§ **Objective**:
Copy out all the lines exactly. Omit pictures.

### Recorded information ###

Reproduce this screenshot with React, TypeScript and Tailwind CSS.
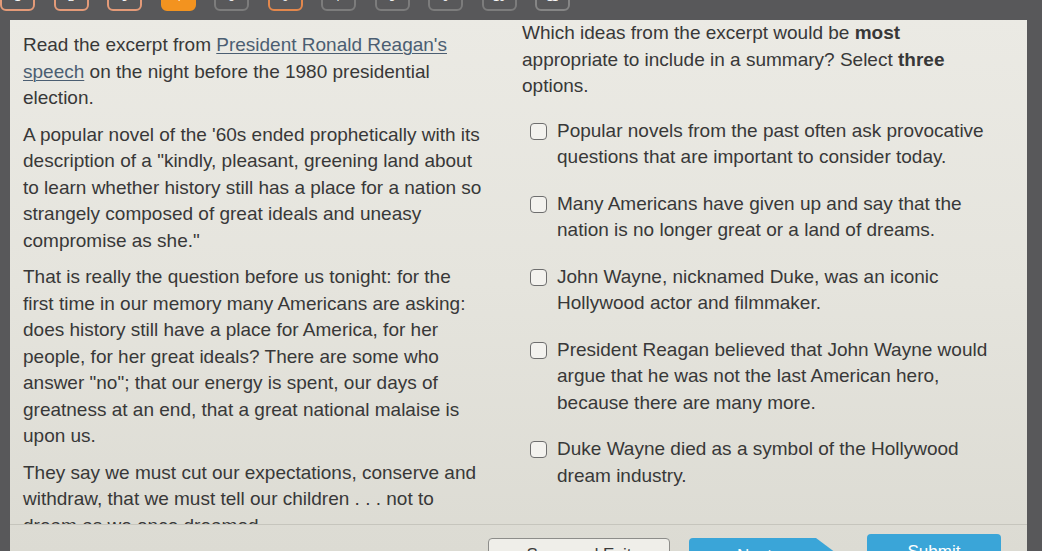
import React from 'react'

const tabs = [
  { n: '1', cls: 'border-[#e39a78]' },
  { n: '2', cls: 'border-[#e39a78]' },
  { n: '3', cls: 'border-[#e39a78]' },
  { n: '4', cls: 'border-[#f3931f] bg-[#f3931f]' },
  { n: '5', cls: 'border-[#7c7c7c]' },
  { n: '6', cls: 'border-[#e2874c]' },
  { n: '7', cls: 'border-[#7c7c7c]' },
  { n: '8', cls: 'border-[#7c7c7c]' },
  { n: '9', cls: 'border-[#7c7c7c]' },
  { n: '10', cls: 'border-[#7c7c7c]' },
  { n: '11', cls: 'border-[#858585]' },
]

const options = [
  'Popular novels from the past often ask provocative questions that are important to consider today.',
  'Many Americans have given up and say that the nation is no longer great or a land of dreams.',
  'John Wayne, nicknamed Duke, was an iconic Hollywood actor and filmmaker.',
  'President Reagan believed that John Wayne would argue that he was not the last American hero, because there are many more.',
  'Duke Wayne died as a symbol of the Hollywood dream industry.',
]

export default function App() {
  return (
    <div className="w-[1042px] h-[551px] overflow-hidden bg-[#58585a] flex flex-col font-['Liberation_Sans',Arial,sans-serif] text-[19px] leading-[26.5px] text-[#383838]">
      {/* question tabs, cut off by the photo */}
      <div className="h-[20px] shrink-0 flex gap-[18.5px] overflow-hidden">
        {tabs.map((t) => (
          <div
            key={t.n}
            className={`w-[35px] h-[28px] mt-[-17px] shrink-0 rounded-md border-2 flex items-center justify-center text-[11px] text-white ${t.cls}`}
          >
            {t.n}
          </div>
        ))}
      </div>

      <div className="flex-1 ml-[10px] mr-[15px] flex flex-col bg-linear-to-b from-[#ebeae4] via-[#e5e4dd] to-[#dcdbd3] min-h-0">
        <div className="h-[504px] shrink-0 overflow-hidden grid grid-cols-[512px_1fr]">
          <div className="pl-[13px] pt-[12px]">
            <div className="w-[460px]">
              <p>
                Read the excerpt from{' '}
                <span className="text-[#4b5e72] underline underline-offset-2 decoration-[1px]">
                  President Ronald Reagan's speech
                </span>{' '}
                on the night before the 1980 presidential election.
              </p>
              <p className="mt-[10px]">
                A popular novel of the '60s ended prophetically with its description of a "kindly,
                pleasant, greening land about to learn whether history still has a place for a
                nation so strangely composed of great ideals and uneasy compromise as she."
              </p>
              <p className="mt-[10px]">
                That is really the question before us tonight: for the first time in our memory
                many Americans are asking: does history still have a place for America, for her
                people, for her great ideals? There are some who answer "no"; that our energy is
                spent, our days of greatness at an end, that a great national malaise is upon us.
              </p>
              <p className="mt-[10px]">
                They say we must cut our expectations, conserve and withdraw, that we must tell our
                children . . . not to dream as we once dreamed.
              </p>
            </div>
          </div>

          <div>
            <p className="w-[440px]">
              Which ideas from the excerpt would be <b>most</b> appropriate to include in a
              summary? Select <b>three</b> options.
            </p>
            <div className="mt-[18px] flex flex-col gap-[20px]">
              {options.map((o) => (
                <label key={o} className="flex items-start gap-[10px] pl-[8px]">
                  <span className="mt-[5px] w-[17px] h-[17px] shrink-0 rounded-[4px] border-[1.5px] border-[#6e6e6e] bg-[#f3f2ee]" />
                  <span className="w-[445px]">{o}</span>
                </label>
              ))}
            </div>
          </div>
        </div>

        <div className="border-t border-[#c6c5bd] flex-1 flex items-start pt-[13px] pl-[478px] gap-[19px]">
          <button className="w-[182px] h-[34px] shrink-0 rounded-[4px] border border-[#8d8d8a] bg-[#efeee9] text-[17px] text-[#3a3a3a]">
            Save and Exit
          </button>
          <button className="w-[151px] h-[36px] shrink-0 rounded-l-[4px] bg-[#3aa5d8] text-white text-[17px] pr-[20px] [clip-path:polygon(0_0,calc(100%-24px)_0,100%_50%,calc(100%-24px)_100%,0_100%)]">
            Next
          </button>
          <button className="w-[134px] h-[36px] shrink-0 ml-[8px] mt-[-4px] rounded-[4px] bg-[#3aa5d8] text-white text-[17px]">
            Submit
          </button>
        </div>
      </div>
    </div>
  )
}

###

§ **Solution for this task**:
Reproduce this screenshot with React, TypeScript and Tailwind CSS.
import React from 'react'

const tabs = [
  { n: '1', cls: 'border-[#e39a78]' },
  { n: '2', cls: 'border-[#e39a78]' },
  { n: '3', cls: 'border-[#e39a78]' },
  { n: '4', cls: 'border-[#f3931f] bg-[#f3931f]' },
  { n: '5', cls: 'border-[#7c7c7c]' },
  { n: '6', cls: 'border-[#e2874c]' },
  { n: '7', cls: 'border-[#7c7c7c]' },
  { n: '8', cls: 'border-[#7c7c7c]' },
  { n: '9', cls: 'border-[#7c7c7c]' },
  { n: '10', cls: 'border-[#7c7c7c]' },
  { n: '11', cls: 'border-[#858585]' },
]

const options = [
  'Popular novels from the past often ask provocative questions that are important to consider today.',
  'Many Americans have given up and say that the nation is no longer great or a land of dreams.',
  'John Wayne, nicknamed Duke, was an iconic Hollywood actor and filmmaker.',
  'President Reagan believed that John Wayne would argue that he was not the last American hero, because there are many more.',
  'Duke Wayne died as a symbol of the Hollywood dream industry.',
]

export default function App() {
  return (
    <div className="w-[1042px] h-[551px] overflow-hidden bg-[#58585a] flex flex-col font-['Liberation_Sans',Arial,sans-serif] text-[19px] leading-[26.5px] text-[#383838]">
      {/* question tabs, cut off by the photo */}
      <div className="h-[20px] shrink-0 flex gap-[18.5px] overflow-hidden">
        {tabs.map((t) => (
          <div
            key={t.n}
            className={`w-[35px] h-[28px] mt-[-17px] shrink-0 rounded-md border-2 flex items-center justify-center text-[11px] text-white ${t.cls}`}
          >
            {t.n}
          </div>
        ))}
      </div>

      <div className="flex-1 ml-[10px] mr-[15px] flex flex-col bg-linear-to-b from-[#ebeae4] via-[#e5e4dd] to-[#dcdbd3] min-h-0">
        <div className="h-[504px] shrink-0 overflow-hidden grid grid-cols-[512px_1fr]">
          <div className="pl-[13px] pt-[12px]">
            <div className="w-[460px]">
              <p>
                Read the excerpt from{' '}
                <span className="text-[#4b5e72] underline underline-offset-2 decoration-[1px]">
                  President Ronald Reagan's speech
                </span>{' '}
                on the night before the 1980 presidential election.
              </p>
              <p className="mt-[10px]">
                A popular novel of the '60s ended prophetically with its description of a "kindly,
                pleasant, greening land about to learn whether history still has a place for a
                nation so strangely composed of great ideals and uneasy compromise as she."
              </p>
              <p className="mt-[10px]">
                That is really the question before us tonight: for the first time in our memory
                many Americans are asking: does history still have a place for America, for her
                people, for her great ideals? There are some who answer "no"; that our energy is
                spent, our days of greatness at an end, that a great national malaise is upon us.
              </p>
              <p className="mt-[10px]">
                They say we must cut our expectations, conserve and withdraw, that we must tell our
                children . . . not to dream as we once dreamed.
              </p>
            </div>
          </div>

          <div>
            <p className="w-[440px]">
              Which ideas from the excerpt would be <b>most</b> appropriate to include in a
              summary? Select <b>three</b> options.
            </p>
            <div className="mt-[18px] flex flex-col gap-[20px]">
              {options.map((o) => (
                <label key={o} className="flex items-start gap-[10px] pl-[8px]">
                  <span className="mt-[5px] w-[17px] h-[17px] shrink-0 rounded-[4px] border-[1.5px] border-[#6e6e6e] bg-[#f3f2ee]" />
                  <span className="w-[445px]">{o}</span>
                </label>
              ))}
            </div>
          </div>
        </div>

        <div className="border-t border-[#c6c5bd] flex-1 flex items-start pt-[13px] pl-[478px] gap-[19px]">
          <button className="w-[182px] h-[34px] shrink-0 rounded-[4px] border border-[#8d8d8a] bg-[#efeee9] text-[17px] text-[#3a3a3a]">
            Save and Exit
          </button>
          <button className="w-[151px] h-[36px] shrink-0 rounded-l-[4px] bg-[#3aa5d8] text-white text-[17px] pr-[20px] [clip-path:polygon(0_0,calc(100%-24px)_0,100%_50%,calc(100%-24px)_100%,0_100%)]">
            Next
          </button>
          <button className="w-[134px] h-[36px] shrink-0 ml-[8px] mt-[-4px] rounded-[4px] bg-[#3aa5d8] text-white text-[17px]">
            Submit
          </button>
        </div>
      </div>
    </div>
  )
}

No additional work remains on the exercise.